A battle had been won, but neither Steven nor Daniel were sure the policy change would guarantee an inclusion of their announcement. The couple sent a reminder email to Seigal about the commitments he had made in his July response. The next Sunday, the couple received a one-line email from Seigal: “A Society writer will be calling you this week.”

Partly out of fear that it might not actually happen, but also with deference to a Jewish superstition Steven calls “tempting the evil eye,” the newlyweds tried to keep the announcement a secret. Of course, the excitement proved to be too much, and word leaked out, but only a little.

Vermont civil unions are fabulous, the couple readily agreed, but they worried that the state did not offer the cosmopolitan flavor they’ve come to expect in New York.

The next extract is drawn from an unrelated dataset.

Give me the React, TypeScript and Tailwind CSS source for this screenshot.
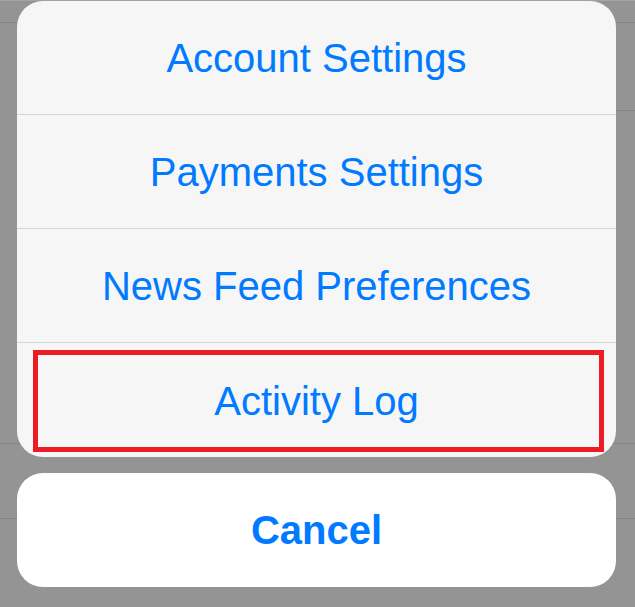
import React from "react";

const font = { fontFamily: '"Liberation Sans", Arial, sans-serif' };

function BgRow({ h, leftLine = true, rightLine = true }: { h: string; leftLine?: boolean; rightLine?: boolean }) {
  return (
    <div className={`flex ${h}`}>
      <div className={`w-[20px] ${leftLine ? "border-b border-[#858585]" : ""}`} />
      <div className="flex-1" />
      <div className={`w-[24px] ${rightLine ? "border-b border-[#858585]" : ""}`} />
    </div>
  );
}

export default function App() {
  const items = ["Account Settings", "Payments Settings", "News Feed Preferences"];
  return (
    <div className="relative w-[635px] h-[607px] bg-[#949494] overflow-hidden" style={font}>
      {/* underlying list lines */}
      <div className="flex flex-col">
        <div className="h-[1px] bg-[#a3a3a3]" />
        <BgRow h="h-[22px]" />
        <BgRow h="h-[88px]" leftLine={false} />
        <BgRow h="h-[246px]" leftLine={false} rightLine={false} />
        <BgRow h="h-[87px]" />
        <BgRow h="h-[75px]" />
      </div>

      {/* action sheet overlay */}
      <div className="absolute inset-0 flex flex-col pl-[17px] pr-[19px] pt-[1px]">
        <div className="flex flex-col rounded-[26px] bg-[#f6f6f6] overflow-hidden">
          {items.map((t) => (
            <div
              key={t}
              className="h-[114px] flex items-center justify-center border-b border-[#d4d4d8] text-[40px] text-[#007aff]"
            >
              {t}
            </div>
          ))}
          <div className="h-[114px] flex pl-[16px] pr-[12px] pt-[7px] pb-[5px]">
            <div className="flex-1 flex items-center justify-center pr-[4px] border-[5px] border-[#ec1c24] text-[40px] text-[#007aff]">
              Activity Log
            </div>
          </div>
        </div>
        <div className="mt-[16px] h-[114px] rounded-[26px] bg-white flex items-center justify-center text-[40px] font-bold text-[#007aff]">
          Cancel
        </div>
      </div>
    </div>
  );
}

So Daniel hatched a plan–– to split the festivities into two parts. The ceremony would be officiated by a Vermont gay Rabbi from the Reform branch of Judaism that approved same sex unions two years ago. But, the wedding reception would be held at the Musée Des Beaux-Arts in Montréal, with the guests traveling there on buses through the islands of Lake Champlain.

The overall effect was a gay twist on Exodus.

“We took guests on a pilgrimage,” Daniel explains, “passing a few miles through our home state, where we are not legally recognized as a couple, on our way to Montréal, where we are. It was incredible.”